*** Information supplied

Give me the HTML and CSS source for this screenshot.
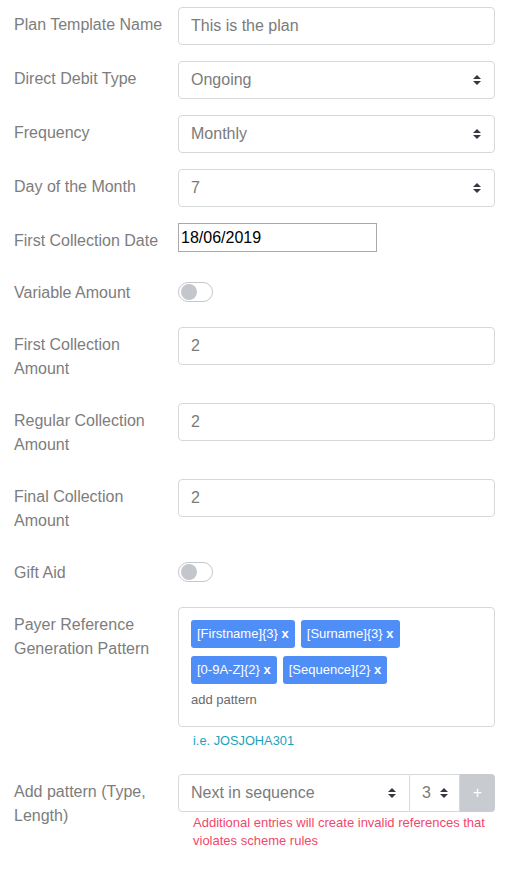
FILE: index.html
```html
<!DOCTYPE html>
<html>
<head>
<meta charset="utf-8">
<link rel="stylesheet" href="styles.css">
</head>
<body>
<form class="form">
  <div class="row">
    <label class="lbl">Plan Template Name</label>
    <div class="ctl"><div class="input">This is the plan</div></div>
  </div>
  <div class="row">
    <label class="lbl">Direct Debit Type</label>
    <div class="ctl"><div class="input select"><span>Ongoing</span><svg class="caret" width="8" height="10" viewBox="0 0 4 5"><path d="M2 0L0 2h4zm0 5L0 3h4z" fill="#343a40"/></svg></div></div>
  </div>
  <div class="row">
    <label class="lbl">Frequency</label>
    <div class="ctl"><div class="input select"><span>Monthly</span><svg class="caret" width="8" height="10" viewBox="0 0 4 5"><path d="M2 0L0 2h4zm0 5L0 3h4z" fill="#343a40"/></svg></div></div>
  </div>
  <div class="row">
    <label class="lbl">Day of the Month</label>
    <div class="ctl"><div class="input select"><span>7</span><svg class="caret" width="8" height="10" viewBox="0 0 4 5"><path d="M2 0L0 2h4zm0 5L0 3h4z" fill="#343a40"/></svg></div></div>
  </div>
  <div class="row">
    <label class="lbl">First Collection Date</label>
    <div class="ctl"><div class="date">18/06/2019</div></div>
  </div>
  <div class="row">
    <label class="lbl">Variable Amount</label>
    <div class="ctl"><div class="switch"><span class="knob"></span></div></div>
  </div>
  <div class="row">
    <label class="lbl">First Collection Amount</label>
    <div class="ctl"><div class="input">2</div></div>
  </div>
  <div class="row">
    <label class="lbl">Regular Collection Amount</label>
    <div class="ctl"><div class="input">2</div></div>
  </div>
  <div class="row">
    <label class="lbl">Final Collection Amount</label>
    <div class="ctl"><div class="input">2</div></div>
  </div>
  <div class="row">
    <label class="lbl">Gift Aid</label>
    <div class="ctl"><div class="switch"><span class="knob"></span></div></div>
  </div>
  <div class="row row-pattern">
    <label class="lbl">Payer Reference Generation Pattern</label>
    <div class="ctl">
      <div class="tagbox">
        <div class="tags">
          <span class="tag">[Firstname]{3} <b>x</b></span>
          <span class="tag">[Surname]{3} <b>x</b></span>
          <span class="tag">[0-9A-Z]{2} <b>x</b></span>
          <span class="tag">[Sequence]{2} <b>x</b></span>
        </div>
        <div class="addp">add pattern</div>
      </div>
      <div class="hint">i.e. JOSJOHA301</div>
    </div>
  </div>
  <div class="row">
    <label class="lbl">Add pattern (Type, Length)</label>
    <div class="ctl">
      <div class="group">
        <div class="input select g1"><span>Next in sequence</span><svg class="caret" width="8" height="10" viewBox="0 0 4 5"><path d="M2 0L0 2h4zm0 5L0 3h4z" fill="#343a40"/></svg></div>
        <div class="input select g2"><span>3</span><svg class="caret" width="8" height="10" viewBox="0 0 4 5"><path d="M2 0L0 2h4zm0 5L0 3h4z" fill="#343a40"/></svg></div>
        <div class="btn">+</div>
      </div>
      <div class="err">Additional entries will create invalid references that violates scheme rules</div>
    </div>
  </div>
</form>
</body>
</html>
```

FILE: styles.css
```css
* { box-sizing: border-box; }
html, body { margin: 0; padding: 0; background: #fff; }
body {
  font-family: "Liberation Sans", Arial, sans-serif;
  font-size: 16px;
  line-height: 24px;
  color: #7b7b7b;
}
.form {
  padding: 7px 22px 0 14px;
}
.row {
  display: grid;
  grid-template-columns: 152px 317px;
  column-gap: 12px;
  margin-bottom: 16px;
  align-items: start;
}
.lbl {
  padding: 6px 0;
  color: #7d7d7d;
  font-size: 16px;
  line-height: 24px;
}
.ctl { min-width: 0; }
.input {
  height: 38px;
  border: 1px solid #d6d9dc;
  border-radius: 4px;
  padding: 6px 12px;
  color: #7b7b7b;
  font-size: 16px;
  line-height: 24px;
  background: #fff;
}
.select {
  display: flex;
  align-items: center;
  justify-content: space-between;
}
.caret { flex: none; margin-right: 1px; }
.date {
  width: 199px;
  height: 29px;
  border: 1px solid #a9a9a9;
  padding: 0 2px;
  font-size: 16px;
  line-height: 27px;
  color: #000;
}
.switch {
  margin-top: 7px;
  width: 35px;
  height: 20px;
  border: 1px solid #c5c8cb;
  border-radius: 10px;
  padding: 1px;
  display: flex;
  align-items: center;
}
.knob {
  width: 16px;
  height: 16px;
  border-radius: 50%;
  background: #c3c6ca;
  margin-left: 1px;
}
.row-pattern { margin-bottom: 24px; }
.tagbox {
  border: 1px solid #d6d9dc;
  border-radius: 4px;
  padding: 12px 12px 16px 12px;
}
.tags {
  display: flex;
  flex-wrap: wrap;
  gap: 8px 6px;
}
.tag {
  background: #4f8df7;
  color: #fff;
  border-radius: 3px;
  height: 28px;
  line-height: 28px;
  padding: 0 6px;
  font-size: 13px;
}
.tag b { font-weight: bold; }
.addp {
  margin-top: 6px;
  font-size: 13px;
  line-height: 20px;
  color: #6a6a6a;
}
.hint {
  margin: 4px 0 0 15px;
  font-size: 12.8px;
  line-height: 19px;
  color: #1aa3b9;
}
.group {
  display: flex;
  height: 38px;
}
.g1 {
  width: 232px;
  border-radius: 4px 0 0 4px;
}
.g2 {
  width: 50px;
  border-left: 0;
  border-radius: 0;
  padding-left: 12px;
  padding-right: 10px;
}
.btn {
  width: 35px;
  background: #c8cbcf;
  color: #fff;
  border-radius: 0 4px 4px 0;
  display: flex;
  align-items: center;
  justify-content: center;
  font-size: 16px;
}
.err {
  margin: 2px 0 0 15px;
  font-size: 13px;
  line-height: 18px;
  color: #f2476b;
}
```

******

## Stated task
Quote the material word for word, dropping any images it holds.

## Task response
Give me the HTML and CSS source for this screenshot.
FILE: index.html
```html
<!DOCTYPE html>
<html>
<head>
<meta charset="utf-8">
<link rel="stylesheet" href="styles.css">
</head>
<body>
<form class="form">
  <div class="row">
    <label class="lbl">Plan Template Name</label>
    <div class="ctl"><div class="input">This is the plan</div></div>
  </div>
  <div class="row">
    <label class="lbl">Direct Debit Type</label>
    <div class="ctl"><div class="input select"><span>Ongoing</span><svg class="caret" width="8" height="10" viewBox="0 0 4 5"><path d="M2 0L0 2h4zm0 5L0 3h4z" fill="#343a40"/></svg></div></div>
  </div>
  <div class="row">
    <label class="lbl">Frequency</label>
    <div class="ctl"><div class="input select"><span>Monthly</span><svg class="caret" width="8" height="10" viewBox="0 0 4 5"><path d="M2 0L0 2h4zm0 5L0 3h4z" fill="#343a40"/></svg></div></div>
  </div>
  <div class="row">
    <label class="lbl">Day of the Month</label>
    <div class="ctl"><div class="input select"><span>7</span><svg class="caret" width="8" height="10" viewBox="0 0 4 5"><path d="M2 0L0 2h4zm0 5L0 3h4z" fill="#343a40"/></svg></div></div>
  </div>
  <div class="row">
    <label class="lbl">First Collection Date</label>
    <div class="ctl"><div class="date">18/06/2019</div></div>
  </div>
  <div class="row">
    <label class="lbl">Variable Amount</label>
    <div class="ctl"><div class="switch"><span class="knob"></span></div></div>
  </div>
  <div class="row">
    <label class="lbl">First Collection Amount</label>
    <div class="ctl"><div class="input">2</div></div>
  </div>
  <div class="row">
    <label class="lbl">Regular Collection Amount</label>
    <div class="ctl"><div class="input">2</div></div>
  </div>
  <div class="row">
    <label class="lbl">Final Collection Amount</label>
    <div class="ctl"><div class="input">2</div></div>
  </div>
  <div class="row">
    <label class="lbl">Gift Aid</label>
    <div class="ctl"><div class="switch"><span class="knob"></span></div></div>
  </div>
  <div class="row row-pattern">
    <label class="lbl">Payer Reference Generation Pattern</label>
    <div class="ctl">
      <div class="tagbox">
        <div class="tags">
          <span class="tag">[Firstname]{3} <b>x</b></span>
          <span class="tag">[Surname]{3} <b>x</b></span>
          <span class="tag">[0-9A-Z]{2} <b>x</b></span>
          <span class="tag">[Sequence]{2} <b>x</b></span>
        </div>
        <div class="addp">add pattern</div>
      </div>
      <div class="hint">i.e. JOSJOHA301</div>
    </div>
  </div>
  <div class="row">
    <label class="lbl">Add pattern (Type, Length)</label>
    <div class="ctl">
      <div class="group">
        <div class="input select g1"><span>Next in sequence</span><svg class="caret" width="8" height="10" viewBox="0 0 4 5"><path d="M2 0L0 2h4zm0 5L0 3h4z" fill="#343a40"/></svg></div>
        <div class="input select g2"><span>3</span><svg class="caret" width="8" height="10" viewBox="0 0 4 5"><path d="M2 0L0 2h4zm0 5L0 3h4z" fill="#343a40"/></svg></div>
        <div class="btn">+</div>
      </div>
      <div class="err">Additional entries will create invalid references that violates scheme rules</div>
    </div>
  </div>
</form>
</body>
</html>
```

FILE: styles.css
```css
* { box-sizing: border-box; }
html, body { margin: 0; padding: 0; background: #fff; }
body {
  font-family: "Liberation Sans", Arial, sans-serif;
  font-size: 16px;
  line-height: 24px;
  color: #7b7b7b;
}
.form {
  padding: 7px 22px 0 14px;
}
.row {
  display: grid;
  grid-template-columns: 152px 317px;
  column-gap: 12px;
  margin-bottom: 16px;
  align-items: start;
}
.lbl {
  padding: 6px 0;
  color: #7d7d7d;
  font-size: 16px;
  line-height: 24px;
}
.ctl { min-width: 0; }
.input {
  height: 38px;
  border: 1px solid #d6d9dc;
  border-radius: 4px;
  padding: 6px 12px;
  color: #7b7b7b;
  font-size: 16px;
  line-height: 24px;
  background: #fff;
}
.select {
  display: flex;
  align-items: center;
  justify-content: space-between;
}
.caret { flex: none; margin-right: 1px; }
.date {
  width: 199px;
  height: 29px;
  border: 1px solid #a9a9a9;
  padding: 0 2px;
  font-size: 16px;
  line-height: 27px;
  color: #000;
}
.switch {
  margin-top: 7px;
  width: 35px;
  height: 20px;
  border: 1px solid #c5c8cb;
  border-radius: 10px;
  padding: 1px;
  display: flex;
  align-items: center;
}
.knob {
  width: 16px;
  height: 16px;
  border-radius: 50%;
  background: #c3c6ca;
  margin-left: 1px;
}
.row-pattern { margin-bottom: 24px; }
.tagbox {
  border: 1px solid #d6d9dc;
  border-radius: 4px;
  padding: 12px 12px 16px 12px;
}
.tags {
  display: flex;
  flex-wrap: wrap;
  gap: 8px 6px;
}
.tag {
  background: #4f8df7;
  color: #fff;
  border-radius: 3px;
  height: 28px;
  line-height: 28px;
  padding: 0 6px;
  font-size: 13px;
}
.tag b { font-weight: bold; }
.addp {
  margin-top: 6px;
  font-size: 13px;
  line-height: 20px;
  color: #6a6a6a;
}
.hint {
  margin: 4px 0 0 15px;
  font-size: 12.8px;
  line-height: 19px;
  color: #1aa3b9;
}
.group {
  display: flex;
  height: 38px;
}
.g1 {
  width: 232px;
  border-radius: 4px 0 0 4px;
}
.g2 {
  width: 50px;
  border-left: 0;
  border-radius: 0;
  padding-left: 12px;
  padding-right: 10px;
}
.btn {
  width: 35px;
  background: #c8cbcf;
  color: #fff;
  border-radius: 0 4px 4px 0;
  display: flex;
  align-items: center;
  justify-content: center;
  font-size: 16px;
}
.err {
  margin: 2px 0 0 15px;
  font-size: 13px;
  line-height: 18px;
  color: #f2476b;
}
```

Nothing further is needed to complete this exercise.